I'm trying to figure out if there is a way to get the UNIX command tree
to display only directories that match a specific pattern.
% tree -d tstdir -P '*qm*' -L 1
tstdir
|-- d1
|-- d2
|-- qm1
|-- qm2
`-- qm3
5 directories
The man page shows this bit about the switch.
-P pattern List only those files that match the wild-card pattern. Note: you must use the -a option to also consider those files beginning with a dot
.' for matching. Valid wildcard operators are
*' (any zero or more characters),?' (any single character),
[...]' (any single character listed between brackets (optional - (dash) for character range may be used: ex: [A-Z]), and[^...]' (any single character not listed in brackets) and
|' sepa‐ rates alternate patterns.
I'm assuming that the bit about ...List only those files... is the issue. Am I correct in my interpretation that this switch will only pattern match on files and NOT directories?
EDIT #1
@f-hauri looks to have the best reason as to why this doesn't work the way one would think from the switches available in the tree
man page.

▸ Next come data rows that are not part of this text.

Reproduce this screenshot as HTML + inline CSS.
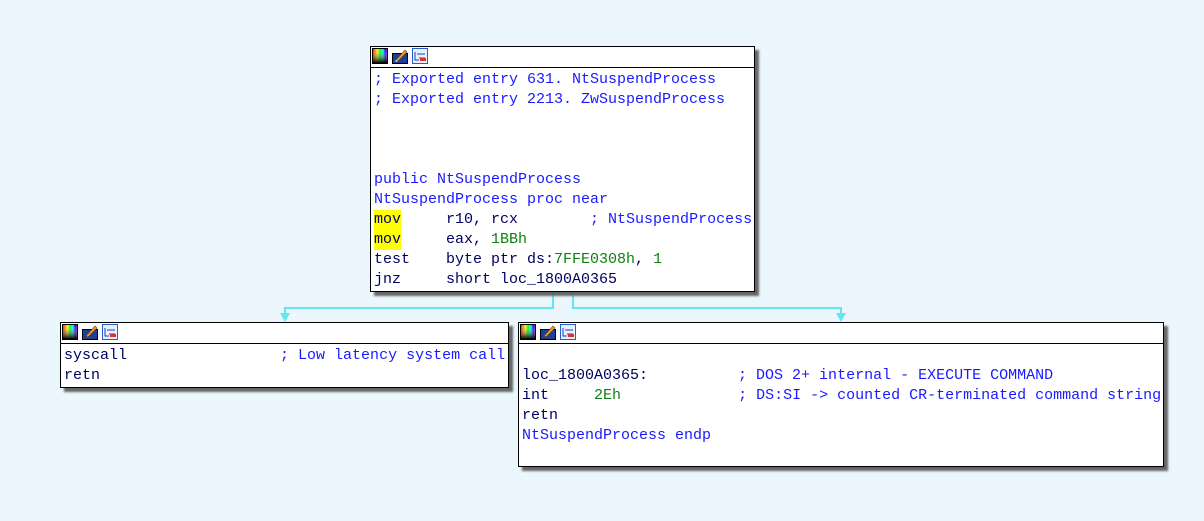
<!DOCTYPE html>
<html><head><style>
body{margin:0;width:1204px;height:521px;background:#ebf7fd;position:relative;overflow:hidden;font-family:"Liberation Mono",monospace;font-size:15px;}
.box{position:absolute;background:#fff;border:1px solid #000;box-shadow:4px 4px 2px #666;box-sizing:border-box;}
.hd{height:20px;border-bottom:1px solid #000;position:relative;}
.ic{position:absolute;top:1px;width:16px;height:16px;}
.tx{padding-left:3px;padding-top:2px;white-space:pre;line-height:20px;color:#000060;}
.b{color:#1a1aff}.g{color:#108010}.y{background:#ffff00;display:inline-block;height:20px;vertical-align:top}
.ln{position:absolute;background:#62e6f0;}
.ar{position:absolute;width:0;height:0;border-left:5px solid transparent;border-right:5px solid transparent;border-top:9px solid #62e6f0;}
</style></head><body>
<svg width="0" height="0" style="position:absolute"><defs>
<linearGradient id="rb" x1="0" x2="1"><stop offset="0" stop-color="#f00"/><stop offset=".33" stop-color="#ff0"/><stop offset=".5" stop-color="#0f0"/><stop offset=".7" stop-color="#0ff"/><stop offset=".85" stop-color="#00f"/><stop offset="1" stop-color="#f0f"/></linearGradient>
<linearGradient id="dk" x1="0" y1="0" x2="0" y2="1"><stop offset="0" stop-color="#fff" stop-opacity="0"/><stop offset="1" stop-color="#000"/></linearGradient>
</defs></svg>
<div class="ln" style="left:552px;top:291px;width:2px;height:18px"></div>
<div class="ln" style="left:572px;top:291px;width:2px;height:18px"></div>
<div class="ln" style="left:284px;top:307px;width:270px;height:2px"></div>
<div class="ln" style="left:572px;top:307px;width:270px;height:2px"></div>
<div class="ln" style="left:284px;top:307px;width:2px;height:8px"></div>
<div class="ln" style="left:840px;top:307px;width:2px;height:8px"></div>
<div class="ar" style="left:280px;top:313px"></div>
<div class="ar" style="left:836px;top:313px"></div>

<div class="box" style="left:370px;top:46px;width:385px;height:246px">
<div class="hd">
<svg class="ic" style="left:1px" viewBox="0 0 16 16"><rect x=".5" y=".5" width="15" height="15" fill="url(#rb)" stroke="#000"/><rect x="1" y="1" width="14" height="14" fill="url(#dk)"/></svg>
<svg class="ic" style="left:21px" viewBox="0 0 16 16"><rect x=".5" y="5.5" width="15" height="10" fill="#1c3f9c" stroke="#000"/><path d="M4 12 L13 2 L15 4 L6 13 Z" fill="#f0a020" stroke="#704000" stroke-width=".6"/><path d="M4 12 L3 14 L6 13Z" fill="#fff"/></svg>
<svg class="ic" style="left:41px" viewBox="0 0 16 16"><rect x=".5" y=".5" width="15" height="15" fill="#e8f0ff" stroke="#2a5fc8"/><path d="M3 4v8h4M5 6h8M7 10h6" stroke="#1040c0" fill="none"/><rect x="8" y="10" width="6" height="3" fill="#e03030"/></svg>
</div>
<div class="tx"><span class="b">; Exported entry 631. NtSuspendProcess
; Exported entry 2213. ZwSuspendProcess



public NtSuspendProcess
NtSuspendProcess proc near</span>
<span class="y">mov</span>     r10, rcx        <span class="b">; NtSuspendProcess</span>
<span class="y">mov</span>     eax, <span class="g">1BBh</span>
test    byte ptr ds:<span class="g">7FFE0308h</span>, <span class="g">1</span>
jnz     short loc_1800A0365</div>
</div>

<div class="box" style="left:60px;top:322px;width:449px;height:66px">
<div class="hd">
<svg class="ic" style="left:1px" viewBox="0 0 16 16"><rect x=".5" y=".5" width="15" height="15" fill="url(#rb)" stroke="#000"/><rect x="1" y="1" width="14" height="14" fill="url(#dk)"/></svg>
<svg class="ic" style="left:21px" viewBox="0 0 16 16"><rect x=".5" y="5.5" width="15" height="10" fill="#1c3f9c" stroke="#000"/><path d="M4 12 L13 2 L15 4 L6 13 Z" fill="#f0a020" stroke="#704000" stroke-width=".6"/></svg>
<svg class="ic" style="left:41px" viewBox="0 0 16 16"><rect x=".5" y=".5" width="15" height="15" fill="#e8f0ff" stroke="#2a5fc8"/><path d="M3 4v8h4M5 6h8M7 10h6" stroke="#1040c0" fill="none"/><rect x="8" y="10" width="6" height="3" fill="#e03030"/></svg>
</div>
<div class="tx">syscall                 <span class="b">; Low latency system call</span>
retn</div>
</div>

<div class="box" style="left:518px;top:322px;width:646px;height:145px">
<div class="hd">
<svg class="ic" style="left:1px" viewBox="0 0 16 16"><rect x=".5" y=".5" width="15" height="15" fill="url(#rb)" stroke="#000"/><rect x="1" y="1" width="14" height="14" fill="url(#dk)"/></svg>
<svg class="ic" style="left:21px" viewBox="0 0 16 16"><rect x=".5" y="5.5" width="15" height="10" fill="#1c3f9c" stroke="#000"/><path d="M4 12 L13 2 L15 4 L6 13 Z" fill="#f0a020" stroke="#704000" stroke-width=".6"/></svg>
<svg class="ic" style="left:41px" viewBox="0 0 16 16"><rect x=".5" y=".5" width="15" height="15" fill="#e8f0ff" stroke="#2a5fc8"/><path d="M3 4v8h4M5 6h8M7 10h6" stroke="#1040c0" fill="none"/><rect x="8" y="10" width="6" height="3" fill="#e03030"/></svg>
</div>
<div class="tx">
loc_1800A0365:          <span class="b">; DOS 2+ internal - EXECUTE COMMAND</span>
int     <span class="g">2Eh</span>             <span class="b">; DS:SI -&gt; counted CR-terminated command string</span>
retn
<span class="b">NtSuspendProcess endp</span></div>
</div>
</body></html>
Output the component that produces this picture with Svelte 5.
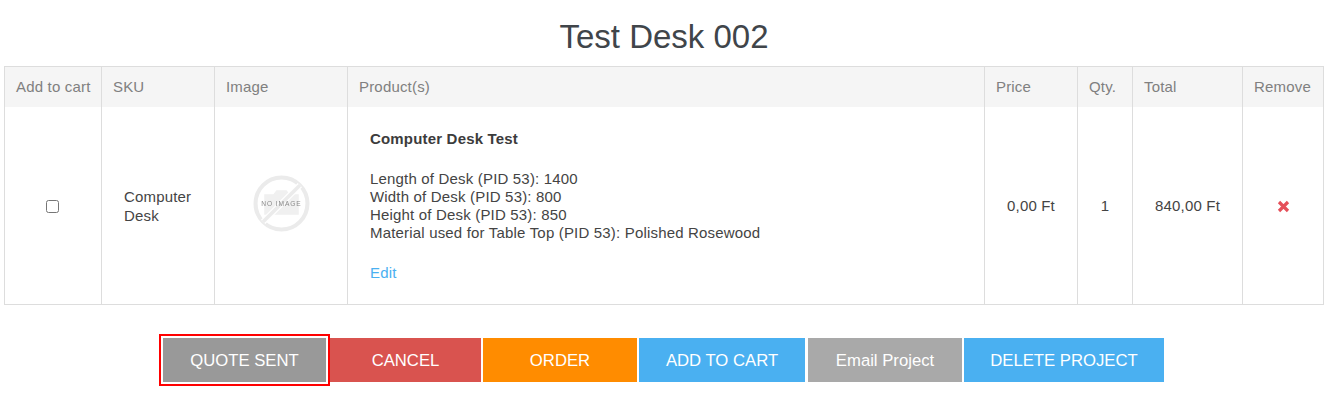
<script lang="ts">
    const buttons = [
        { label: "QUOTE SENT", kind: "sent" },
        { label: "CANCEL", kind: "cancel" },
        { label: "ORDER", kind: "order" },
        { label: "ADD TO CART", kind: "cart" },
        { label: "Email Project", kind: "email" },
        { label: "DELETE PROJECT", kind: "delete" },
    ];
    const options = [
        "Length of Desk (PID 53): 1400",
        "Width of Desk (PID 53): 800",
        "Height of Desk (PID 53): 850",
        "Material used for Table Top (PID 53): Polished Rosewood",
    ];
</script>

<div class="page">
    <h1>Test Desk 002</h1>

    <table>
        <colgroup>
            <col style="width: 97px" />
            <col style="width: 113px" />
            <col style="width: 133px" />
            <col style="width: 637px" />
            <col style="width: 93px" />
            <col style="width: 55px" />
            <col style="width: 110px" />
            <col style="width: 81px" />
        </colgroup>
        <thead>
            <tr>
                <th>Add to cart</th>
                <th>SKU</th>
                <th>Image</th>
                <th>Product(s)</th>
                <th>Price</th>
                <th>Qty.</th>
                <th>Total</th>
                <th>Remove</th>
            </tr>
        </thead>
        <tbody>
            <tr>
                <td class="center"><input type="checkbox" /></td>
                <td class="sku">Computer Desk</td>
                <td class="center">
                    <svg class="noimage" width="57" height="57" viewBox="0 0 56 56" role="img" aria-label="No image">
                        <circle cx="28" cy="28" r="25.5" fill="none" stroke="#ebebeb" stroke-width="4" />
                        <path d="M11 19h9l3-4h10l3 4h9v20H11z" fill="#f0f0f0" />
                        <path d="M10 46 46 10" stroke="#fff" stroke-width="6" />
                        <path d="M10 46 46 10" stroke="#ebebeb" stroke-width="3.5" />
                        <text x="28" y="30">NO IMAGE</text>
                    </svg>
                </td>
                <td class="product">
                    <p class="name">Computer Desk Test</p>
                    <div class="options">
                        {#each options as option}
                            <div>{option}</div>
                        {/each}
                    </div>
                    <a href="#edit">Edit</a>
                </td>
                <td class="center">0,00 Ft</td>
                <td class="center">1</td>
                <td class="center">840,00 Ft</td>
                <td class="center">
                    <svg class="remove" width="13" height="13" viewBox="0 0 13 13" role="img" aria-label="Remove">
                        <path d="M2 2l9 9M11 2l-9 9" stroke="#e5505a" stroke-width="3.2" fill="none" />
                    </svg>
                </td>
            </tr>
        </tbody>
    </table>

    <div class="actions">
        {#each buttons as b}
            <button class={b.kind}>{b.label}</button>
        {/each}
    </div>
</div>

<style>
    :global(body) {
        background: #fff;
    }

    .page {
        font-family: "Liberation Sans", Arial, sans-serif;
        font-size: 15px;
        letter-spacing: 0.18px;
        color: #444;
        padding: 0 12px 23px 4px;
    }

    h1 {
        margin: 0;
        padding-top: 17px;
        box-sizing: border-box;
        font-size: 33px;
        line-height: 40px;
        font-weight: 400;
        letter-spacing: 0;
        text-align: center;
        color: #40454a;
        width: 1320px;
        height: 66px;
    }

    table {
        width: 1320px;
        table-layout: fixed;
        border-collapse: collapse;
        border: 1px solid #ddd;
    }

    th {
        height: 39px;
        padding: 0 0 1px 11px;
        background: #f5f5f5;
        border-left: 1px solid #ddd;
        border-bottom: 0;
        color: #808080;
        font-weight: 400;
        text-align: left;
    }

    td {
        height: 197px;
        padding: 0;
        border-left: 1px solid #ddd;
        vertical-align: middle;
        line-height: 18px;
    }

    .center {
        text-align: center;
    }

    .sku {
        padding: 0 16px 0 22px;
        line-height: 19px;
    }

    .product {
        padding: 0 21px 0 22px;
    }

    .name {
        margin: 0 0 22px;
        font-weight: 700;
        color: #3c3c3c;
    }

    .options {
        margin-bottom: 22px;
    }

    a {
        color: #4ab0f1;
        text-decoration: none;
    }

    input {
        width: 13px;
        height: 13px;
        margin: 0 2px 0 0;
        vertical-align: middle;
    }

    .noimage {
        display: block;
        margin: -2px auto 2px;
        filter: blur(0.5px);
    }

    .noimage text {
        font-size: 6.5px;
        font-family: "Liberation Sans", Arial, sans-serif;
        letter-spacing: 0.9px;
        text-anchor: middle;
        fill: #8a8a8a;
    }

    .remove {
        vertical-align: middle;
    }

    .actions {
        display: flex;
        padding: 33px 0 0 155px;
    }

    button {
        height: 44px;
        margin: 0;
        border: 0;
        padding: 1px 0 0;
        color: #fff;
        font-family: inherit;
        font-size: 16.7px;
        cursor: pointer;
    }

    .sent {
        position: relative;
        z-index: 1;
        width: 163px;
        margin: 0 4px;
        background: #999;
        box-shadow: 0 0 0 2px #fff, 0 0 0 4px #f00;
    }

    .cancel {
        width: 151px;
        margin-right: 2px;
        background: #d9534f;
    }

    .order {
        width: 154px;
        margin-right: 2px;
        background: #ff8c00;
    }

    .cart {
        width: 166px;
        margin-right: 3px;
        background: #4ab0f1;
    }

    .email {
        width: 154px;
        margin-right: 2px;
        background: #a9a9a9;
    }

    .delete {
        width: 200px;
        background: #4ab0f1;
    }
</style>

I missed this bit in the BUGS section.
BUGS
Tree does not prune "empty" directories when the -P and -I options are
used. Tree prints directories as it comes to them, so cannot accumu‐
late information on files and directories beneath the directory it is
printing.
Given this limitation it looks like tree
isn't the best way to accomplish an inclusive filtered list, but a exclusive filtered list would be an alternative way using the -I
switch.
In lieu of this it would look like either shell wildcards, the find command, or a Perl script would be a more appropriate way to accomplish this. See @f-hauri's fine answer for some of these alternative methods.